• DATASET ROWS
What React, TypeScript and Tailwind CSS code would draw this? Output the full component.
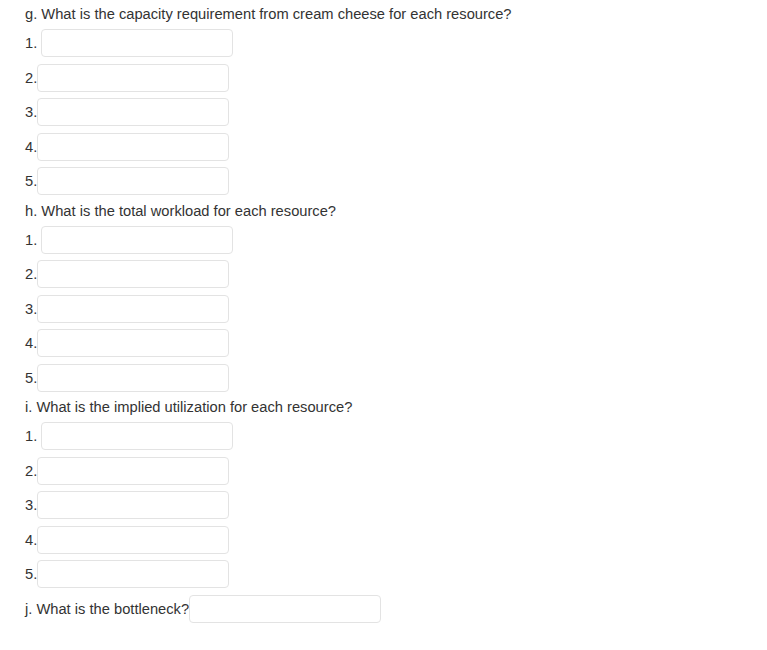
const SECTIONS = [
  { title: "g. What is the capacity requirement from cream cheese for each resource?" },
  { title: "h. What is the total workload for each resource?" },
  { title: "i. What is the implied utilization for each resource?" },
];

function Box({ className = "" }: { className?: string }) {
  return (
    <input
      type="text"
      className={`h-[28px] w-[192px] rounded-[4px] border border-[#e3e3e3] bg-white outline-none ${className}`}
    />
  );
}

export default function App() {
  return (
    <div className="min-h-[650px] bg-white pl-[25px] pt-[2px] text-[14.7px] text-[#333] font-['Liberation_Sans',Arial,sans-serif]">
      {SECTIONS.map((s) => (
        <div key={s.title}>
          <div className="h-[24px] leading-[24px]">{s.title}</div>
          {[1, 2, 3, 4, 5].map((n) => (
            <div key={n} className="flex h-[34.5px] items-center">
              <span>{n}.</span>
              <Box className={n === 1 ? "ml-[4px]" : ""} />
            </div>
          ))}
        </div>
      ))}
      <div className="flex h-[34.5px] items-center">
        <span>j. What is the bottleneck?</span>
        <Box className="w-[191px]" />
      </div>
    </div>
  );
}
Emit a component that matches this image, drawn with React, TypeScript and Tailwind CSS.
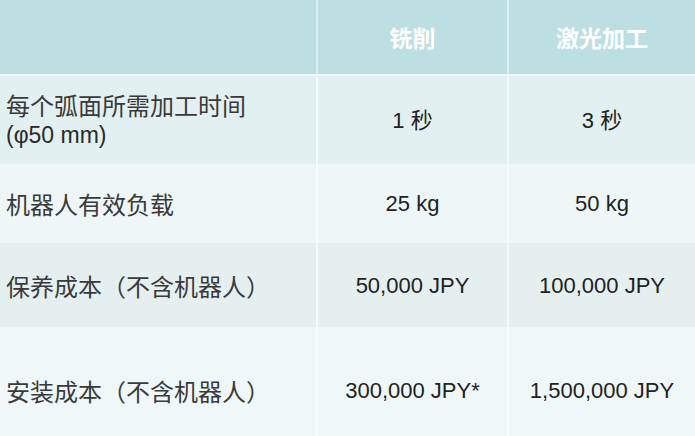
const rows = [
  { label: ['每个弧面所需加工时间', '(φ50 mm)'], a: '1 秒', b: '3 秒', bg: 'bg-[#e3f0f1]', h: 'h-[88px]' },
  { label: ['机器人有效负载'], a: '25 kg', b: '50 kg', bg: 'bg-[#eef6f7]', h: 'h-[79px]' },
  { label: ['保养成本（不含机器人）'], a: '50,000 JPY', b: '100,000 JPY', bg: 'bg-[#e5eff0]', h: 'h-[84px]' },
  { label: ['安装成本（不含机器人）'], a: '300,000 JPY*', b: '1,500,000 JPY', bg: 'bg-[#eff7f9]', h: 'h-[126px]' },
]

const cjk = { fontFamily: '"Noto Sans CJK SC", sans-serif' }

export default function App() {
  return (
    <div className="w-[695px] h-[436px] overflow-hidden bg-white text-[#222]" style={{ fontFamily: '"Liberation Sans", "Noto Sans CJK SC", sans-serif' }}>
      <div className="grid grid-cols-[318px_191px_186px] h-[76px] bg-[#bddfe2] border-b-2 border-white/80">
        <div className="border-r-2 border-white/50" />
        <div className="flex items-center justify-center border-r-2 border-white/50 text-white text-[23px] font-bold" style={cjk}>
          铣削
        </div>
        <div className="flex items-center justify-center text-white text-[23px] font-bold" style={cjk}>
          激光加工
        </div>
      </div>
      {rows.map((r, i) => (
        <div key={i} className={`grid grid-cols-[318px_191px_186px] ${r.h} ${r.bg}`}>
          <div className="flex flex-col justify-center pl-[6px] border-r-2 border-white/60 leading-[31px]">
            <span className="text-[24px] text-[#3a3a3a]" style={{ fontFamily: '"Noto Sans CJK SC", serif' }}>
              {r.label[0]}
            </span>
            {r.label[1] && <span className="text-[23px] text-[#2a2a2a]">{r.label[1]}</span>}
          </div>
          <div className="flex items-center justify-center border-r-2 border-white/60 text-[22px]">{r.a}</div>
          <div className="flex items-center justify-center text-[22px]">{r.b}</div>
        </div>
      ))}
    </div>
  )
}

• THE TASK
All records must be output exactly as they are, except for the pictures, which are left out.

• CORRECT ANSWER
What React, TypeScript and Tailwind CSS code would draw this? Output the full component.
const SECTIONS = [
  { title: "g. What is the capacity requirement from cream cheese for each resource?" },
  { title: "h. What is the total workload for each resource?" },
  { title: "i. What is the implied utilization for each resource?" },
];

function Box({ className = "" }: { className?: string }) {
  return (
    <input
      type="text"
      className={`h-[28px] w-[192px] rounded-[4px] border border-[#e3e3e3] bg-white outline-none ${className}`}
    />
  );
}

export default function App() {
  return (
    <div className="min-h-[650px] bg-white pl-[25px] pt-[2px] text-[14.7px] text-[#333] font-['Liberation_Sans',Arial,sans-serif]">
      {SECTIONS.map((s) => (
        <div key={s.title}>
          <div className="h-[24px] leading-[24px]">{s.title}</div>
          {[1, 2, 3, 4, 5].map((n) => (
            <div key={n} className="flex h-[34.5px] items-center">
              <span>{n}.</span>
              <Box className={n === 1 ? "ml-[4px]" : ""} />
            </div>
          ))}
        </div>
      ))}
      <div className="flex h-[34.5px] items-center">
        <span>j. What is the bottleneck?</span>
        <Box className="w-[191px]" />
      </div>
    </div>
  );
}
Emit a component that matches this image, drawn with React, TypeScript and Tailwind CSS.
const rows = [
  { label: ['每个弧面所需加工时间', '(φ50 mm)'], a: '1 秒', b: '3 秒', bg: 'bg-[#e3f0f1]', h: 'h-[88px]' },
  { label: ['机器人有效负载'], a: '25 kg', b: '50 kg', bg: 'bg-[#eef6f7]', h: 'h-[79px]' },
  { label: ['保养成本（不含机器人）'], a: '50,000 JPY', b: '100,000 JPY', bg: 'bg-[#e5eff0]', h: 'h-[84px]' },
  { label: ['安装成本（不含机器人）'], a: '300,000 JPY*', b: '1,500,000 JPY', bg: 'bg-[#eff7f9]', h: 'h-[126px]' },
]

const cjk = { fontFamily: '"Noto Sans CJK SC", sans-serif' }

export default function App() {
  return (
    <div className="w-[695px] h-[436px] overflow-hidden bg-white text-[#222]" style={{ fontFamily: '"Liberation Sans", "Noto Sans CJK SC", sans-serif' }}>
      <div className="grid grid-cols-[318px_191px_186px] h-[76px] bg-[#bddfe2] border-b-2 border-white/80">
        <div className="border-r-2 border-white/50" />
        <div className="flex items-center justify-center border-r-2 border-white/50 text-white text-[23px] font-bold" style={cjk}>
          铣削
        </div>
        <div className="flex items-center justify-center text-white text-[23px] font-bold" style={cjk}>
          激光加工
        </div>
      </div>
      {rows.map((r, i) => (
        <div key={i} className={`grid grid-cols-[318px_191px_186px] ${r.h} ${r.bg}`}>
          <div className="flex flex-col justify-center pl-[6px] border-r-2 border-white/60 leading-[31px]">
            <span className="text-[24px] text-[#3a3a3a]" style={{ fontFamily: '"Noto Sans CJK SC", serif' }}>
              {r.label[0]}
            </span>
            {r.label[1] && <span className="text-[23px] text-[#2a2a2a]">{r.label[1]}</span>}
          </div>
          <div className="flex items-center justify-center border-r-2 border-white/60 text-[22px]">{r.a}</div>
          <div className="flex items-center justify-center text-[22px]">{r.b}</div>
        </div>
      ))}
    </div>
  )
}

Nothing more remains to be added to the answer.